Tuesday, 11:00 AM - 12:30 PM (Online… | online Session ID: AO23-104
Papers Session

This Open Papers session features the latest scholarship of scholar-practitioners who are doctoral ABD students or early career faculty presenting on contemporary global justice and spirituality issues integrated with Womanist approaches in accordance with the theme of Futuring Womanist Visions.    

Papers

This paper theorizes memoir as womanist methodology by examining how Black women's personal narratives of grief constitute authoritative sources of theological and phenomenological knowledge. Drawing from my forthcoming book Mourning in the Margins, I argue that integrating lived experience with scholarly analysis enacts Alice Walker's womanist principle that "the personal is political." Through phenomenological attention to my grandmother's death and my anticipatory grief, I demonstrate how embodied storytelling disrupts Enlightenment epistemologies that privilege "objective" knowledge over experiential wisdom. This methodology centers Black women's tears as sacred texts, the body as archive, and grief as an epistemology that reveal what systematic theology and trauma studies have rendered unintelligible: that Black women's grief is simultaneously personal, historical, political, psychological, physiological, and spiritual. By employing a "bookend" narrative structure—opening and closing each theoretical exploration with personal anecdote—I show how womanist scholarship refuses the false binary between rigor and vulnerability, between academy and ancestor.

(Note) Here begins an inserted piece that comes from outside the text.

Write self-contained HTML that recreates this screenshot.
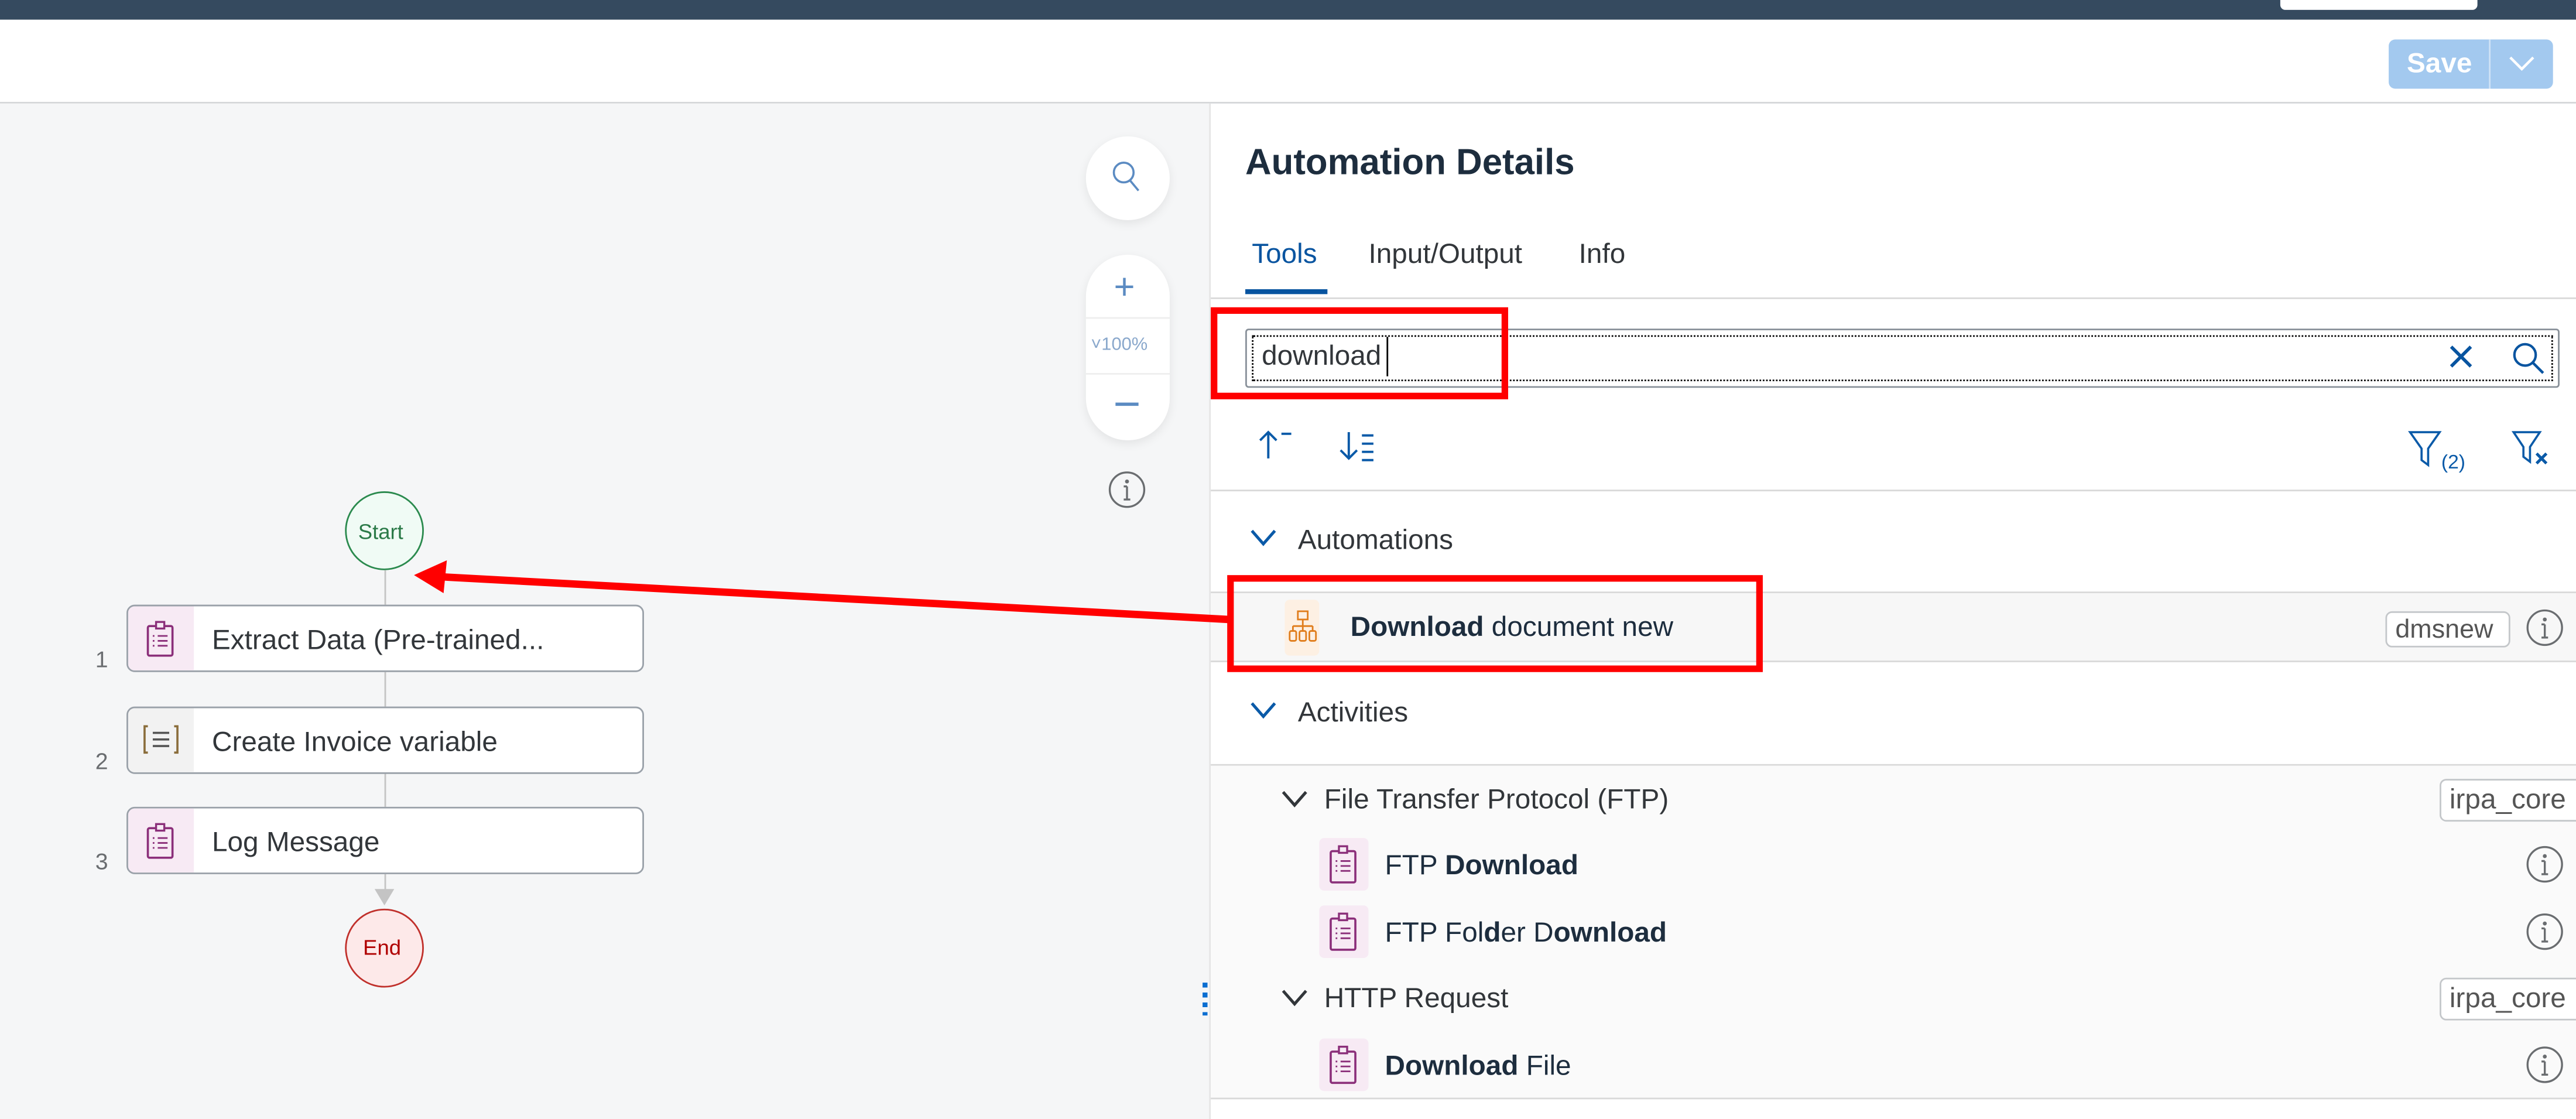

This paper examines contemporary iterations of Carnival in the U.S. and Global South as diasporic spaces where Black femme sensuality, spirituality, and aesthetic performance converge on grounds of both the sacred and secular. While often understood as near exclusively secular cultural festivals, Carnival traditions remain deeply rooted in African and Afro-Caribbean religious cosmologies. I argue that these sites function as spaces where Black women renegotiate embodiment, spirituality, and relationality within the conditions of late-capitalist empires.

Drawing on the work of Sylvia Wynter, scholars of Black religion and womanist thought, and scholars of queer, feminist, and sexuality studies, the paper considers the Caribbean and the Black American metropolis as interconnected diasporic sites for rethinking Black ontology and African(a) womanist theology. Through attention to embodied performance, diasporic music cultures, and festival practices, I suggest that Carnival and what I regard as “Carnival theologies”  permeate through popular culture today and operate as forms of cultural technology through which Black women articulate alternative modes of being and relating to the human, earth, and divine, often expanding the conceptual boundaries of womanist religious thought across the African diaspora.

“This is not a time for business as usual.” In the Black Church, this claim feels especially urgent. Although Black women make up about 70–80 percent of active members in historically Black congregations, they remain underrepresented in senior pastoral and denominational leadership. This gap reflects deeper problems in church structures and beliefs that shape who is seen as qualified to preach, lead, and represent God.

Drawing on interviews and survey responses from Black women clergy across several denominations, this paper explores how they navigate these barriers while creating new possibilities for leadership, community, and theology. Using a womanist framework, I center Black clergywomen’s lived experiences as a source of theological insight, describing this work as “womanist futuring.”

Their stories challenge narratives of despair by offering forms of God-talk that reimagine authority, calling, and community. Rather than accepting marginalization, these leaders build networks of support and model justice-centered leadership, offering powerful visions for the future of the church and religious scholarship.

Sacred Feminine theologies and iconographies are trans-religious - fluidly summoned,
transmitted, reflected, and reinforced across multiple contexts in liturgy and praxis. The synchronous "seeing" of the Sacred Feminine as a theistic vision of sovereignty, empowerment, embodiment, protection, justice, and hope is a defining characteristic of Her presence and a method of Her endurance.

The Sacred Feminine as a trans-religious theology of liberatory hope is a divine counter-narrative that transgresses hegemonic dis-embodiments). Embracing a womanist/Black feminist theo-ethical and spiritualist lens, this presentation weaves theologies and theodicies of the Sacred Feminine in African/a Heritage Religions (AHRs), Sakta Hinduism, and the Black Madonna of Catholic Christianity to "midwife" a shared telos of justice on behalf of the most structurally vulnerable in our societies. The Sacred Feminine is an audacious hope - a theistic vision of justice and liberation embodied as womn, as Black, as wholly Divine. Midwifing a shared teleological see-ing of Divine Feminine as a justice ethos is an urgent function of a theology that meets the needs of the times we face.